Written exercise: Gather up all lines that carry the word "styles".

Extracted data:
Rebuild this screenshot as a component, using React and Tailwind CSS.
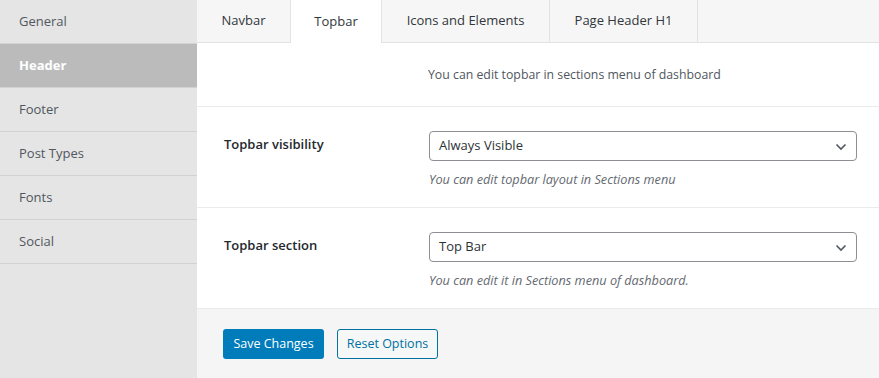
export default function App() {
  const side = ["General", "Header", "Footer", "Post Types", "Fonts", "Social"];
  const tabs = ["Navbar", "Topbar", "Icons and Elements", "Page Header H1"];
  const tabW = ["w-[94px]", "w-[91px]", "w-[168px]", "w-[148px]"];
  const Chevron = () => (
    <svg width="12" height="8" viewBox="0 0 12 8" className="absolute right-[9px] top-[11px]">
      <path d="M1.5 1.5 L6 6 L10.5 1.5" fill="none" stroke="#50575e" strokeWidth="1.6" />
    </svg>
  );
  return (
    <div className="flex w-[879px] h-[378px] overflow-hidden bg-white text-[13px] text-[#3c434a]" style={{ fontFamily: '"Open Sans", "Noto Sans", sans-serif' }}>
      <div className="w-[197px] shrink-0 bg-[#e5e5e5] flex flex-col">
        {side.map((s, i) => (
          <div
            key={s}
            className={
              "h-[44px] flex items-center pl-[19px] border-b border-[#d2d2d2] " +
              (i === 1 ? "bg-[#bbbbbb] text-white font-bold" : "text-[#50575e]")
            }
          >
            {s}
          </div>
        ))}
      </div>
      <div className="flex-1 flex flex-col">
        <div className="h-[43px] flex bg-[#f6f6f6] border-b border-[#e2e2e2]">
          {tabs.map((t, i) => (
            <div
              key={t}
              className={
                tabW[i] +
                " flex items-center justify-center border-r border-[#e2e2e2] text-[#32373c] " +
                (i === 1 ? "bg-white h-[43px] relative z-10" : "")
              }
            >
              {t}
            </div>
          ))}
        </div>
        <div className="h-[64px] flex items-center pl-[231px] pt-[2px] border-b border-[#ebebeb] text-[#50575e] text-[12.3px]">
          You can edit topbar in sections menu of dashboard
        </div>
        {[
          ["Topbar visibility", "Always Visible", "You can edit topbar layout in Sections menu"],
          ["Topbar section", "Top Bar", "You can edit it in Sections menu of dashboard."],
        ].map(([l, v, h]) => (
          <div key={l} className="h-[101px] flex border-b border-[#ebebeb] pt-[24px]">
            <div className="w-[232px] pl-[27px] pt-[4px] font-semibold text-[#23282d]">{l}</div>
            <div className="flex-1 pr-[22px]">
              <div className="relative h-[30px] border border-[#8c8f94] rounded-[4px] flex items-center pl-[9px] text-[#2c3338]">
                {v}
                <Chevron />
              </div>
              <div className="mt-[9px] italic text-[#646970] text-[12.7px]">{h}</div>
            </div>
          </div>
        ))}
        <div className="flex-1 bg-[#f5f5f5] flex items-start gap-[13px] pl-[26px] pt-[20px] text-[12.5px]">
          <button className="h-[30px] w-[101px] rounded-[3px] bg-[#007cba] text-white">Save Changes</button>
          <button className="h-[30px] w-[101px] rounded-[3px] border border-[#0071a1] text-[#0071a1] bg-[#f6f7f7]">Reset Options</button>
        </div>
      </div>
    </div>
  );
}
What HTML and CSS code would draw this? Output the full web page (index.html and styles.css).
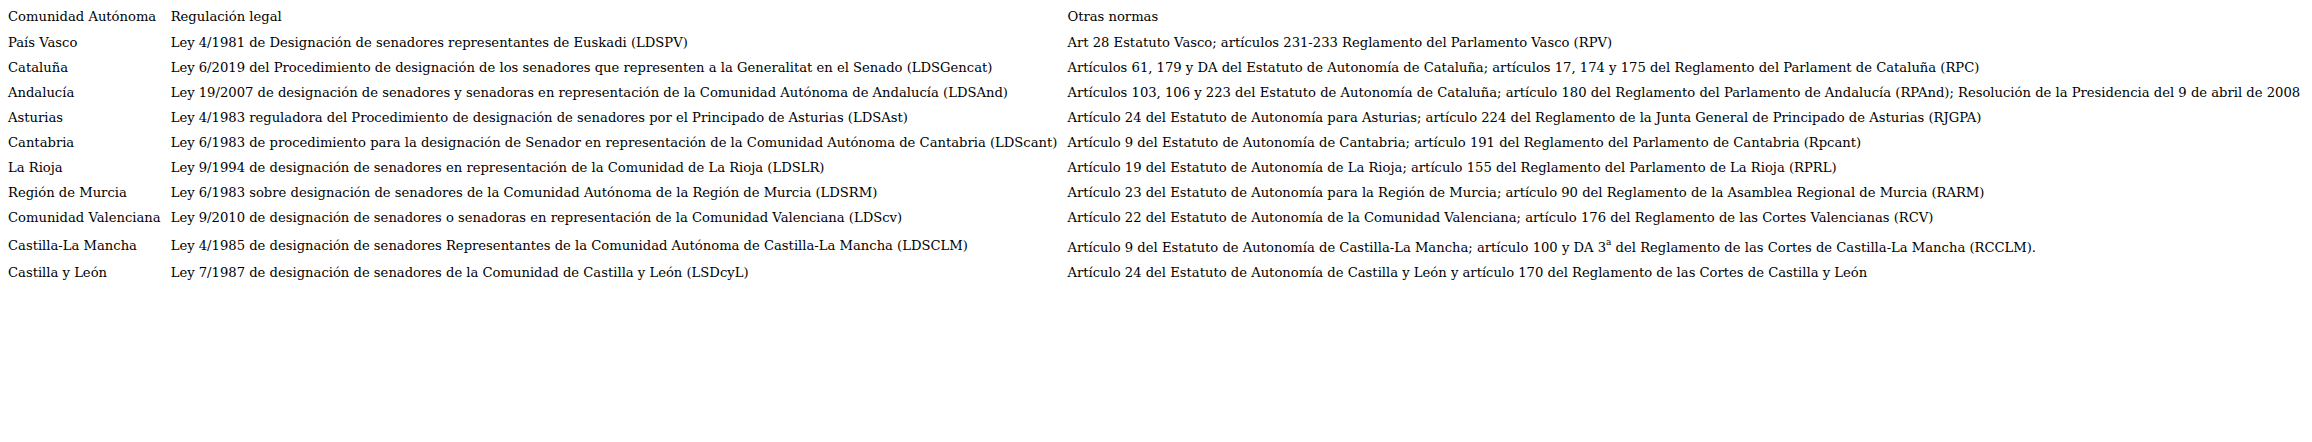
FILE: index.html
```html
<!DOCTYPE html>
<html lang="es">
<head>
<meta charset="utf-8">
<title>Designación de senadores autonómicos</title>
<link rel="stylesheet" href="styles.css">
</head>
<body>
<table class="normas">
  <tr class="head"><td>Comunidad Autónoma</td><td>Regulación legal</td><td>Otras normas</td></tr>
  <tr><td>País Vasco</td><td>Ley 4/1981 de Designación de senadores representantes de Euskadi (LDSPV)</td><td>Art 28 Estatuto Vasco; artículos 231-233 Reglamento del Parlamento Vasco (RPV)</td></tr>
  <tr><td>Cataluña</td><td>Ley 6/2019 del Procedimiento de designación de los senadores que representen a la Generalitat en el Senado (LDSGencat)</td><td>Artículos 61, 179 y DA del Estatuto de Autonomía de Cataluña; artículos 17, 174 y 175 del Reglamento del Parlament de Cataluña (RPC)</td></tr>
  <tr><td>Andalucía</td><td>Ley 19/2007 de designación de senadores y senadoras en representación de la Comunidad Autónoma de Andalucía (LDSAnd)</td><td>Artículos 103, 106 y 223 del Estatuto de Autonomía de Cataluña; artículo 180 del Reglamento del Parlamento de Andalucía (RPAnd); Resolución de la Presidencia del 9 de abril de 2008</td></tr>
  <tr><td>Asturias</td><td>Ley 4/1983 reguladora del Procedimiento de designación de senadores por el Principado de Asturias (LDSAst)</td><td>Artículo 24 del Estatuto de Autonomía para Asturias; artículo 224 del Reglamento de la Junta General de Principado de Asturias (RJGPA)</td></tr>
  <tr><td>Cantabria</td><td>Ley 6/1983 de procedimiento para la designación de Senador en representación de la Comunidad Autónoma de Cantabria (LDScant)</td><td>Artículo 9 del Estatuto de Autonomía de Cantabria; artículo 191 del Reglamento del Parlamento de Cantabria (Rpcant)</td></tr>
  <tr><td>La Rioja</td><td>Ley 9/1994 de designación de senadores en representación de la Comunidad de La Rioja (LDSLR)</td><td>Artículo 19 del Estatuto de Autonomía de La Rioja; artículo 155 del Reglamento del Parlamento de La Rioja (RPRL)</td></tr>
  <tr><td>Región de Murcia</td><td>Ley 6/1983 sobre designación de senadores de la Comunidad Autónoma de la Región de Murcia (LDSRM)</td><td>Artículo 23 del Estatuto de Autonomía para la Región de Murcia; artículo 90 del Reglamento de la Asamblea Regional de Murcia (RARM)</td></tr>
  <tr><td>Comunidad Valenciana</td><td>Ley 9/2010 de designación de senadores o senadoras en representación de la Comunidad Valenciana (LDScv)</td><td>Artículo 22 del Estatuto de Autonomía de la Comunidad Valenciana; artículo 176 del Reglamento de las Cortes Valencianas (RCV)</td></tr>
  <tr><td>Castilla-La Mancha</td><td>Ley 4/1985 de designación de senadores Representantes de la Comunidad Autónoma de Castilla-La Mancha (LDSCLM)</td><td>Artículo 9 del Estatuto de Autonomía de Castilla-La Mancha; artículo 100 y DA 3<sup>a</sup> del Reglamento de las Cortes de Castilla-La Mancha (RCCLM).</td></tr>
  <tr><td>Castilla y León</td><td>Ley 7/1987 de designación de senadores de la Comunidad de Castilla y León (LSDcyL)</td><td>Artículo 24 del Estatuto de Autonomía de Castilla y León y artículo 170 del Reglamento de las Cortes de Castilla y León</td></tr>
</table>
</body>
</html>
```

FILE: styles.css
```css
html, body {
  margin: 0;
  padding: 0;
  background: #ffffff;
}

body {
  font-family: "DejaVu Serif", serif;
  font-size: 13.15px;
  color: #000000;
  overflow: hidden;
}

.normas {
  margin: 3px 0 0 8px;
  border-collapse: collapse;
  border-spacing: 0;
}

.normas td {
  padding: 5px 10px 5px 0;
  white-space: nowrap;
  vertical-align: middle;
  line-height: 15px;
}

.normas .head td {
  padding-top: 6px;
  padding-bottom: 6px;
}

.normas sup {
  font-size: 9px;
  line-height: 15px;
  vertical-align: 7px;
}
```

Response for this exercise:
What HTML and CSS code would draw this? Output the full web page (index.html and styles.css).
<link rel="stylesheet" href="styles.css">
FILE: styles.css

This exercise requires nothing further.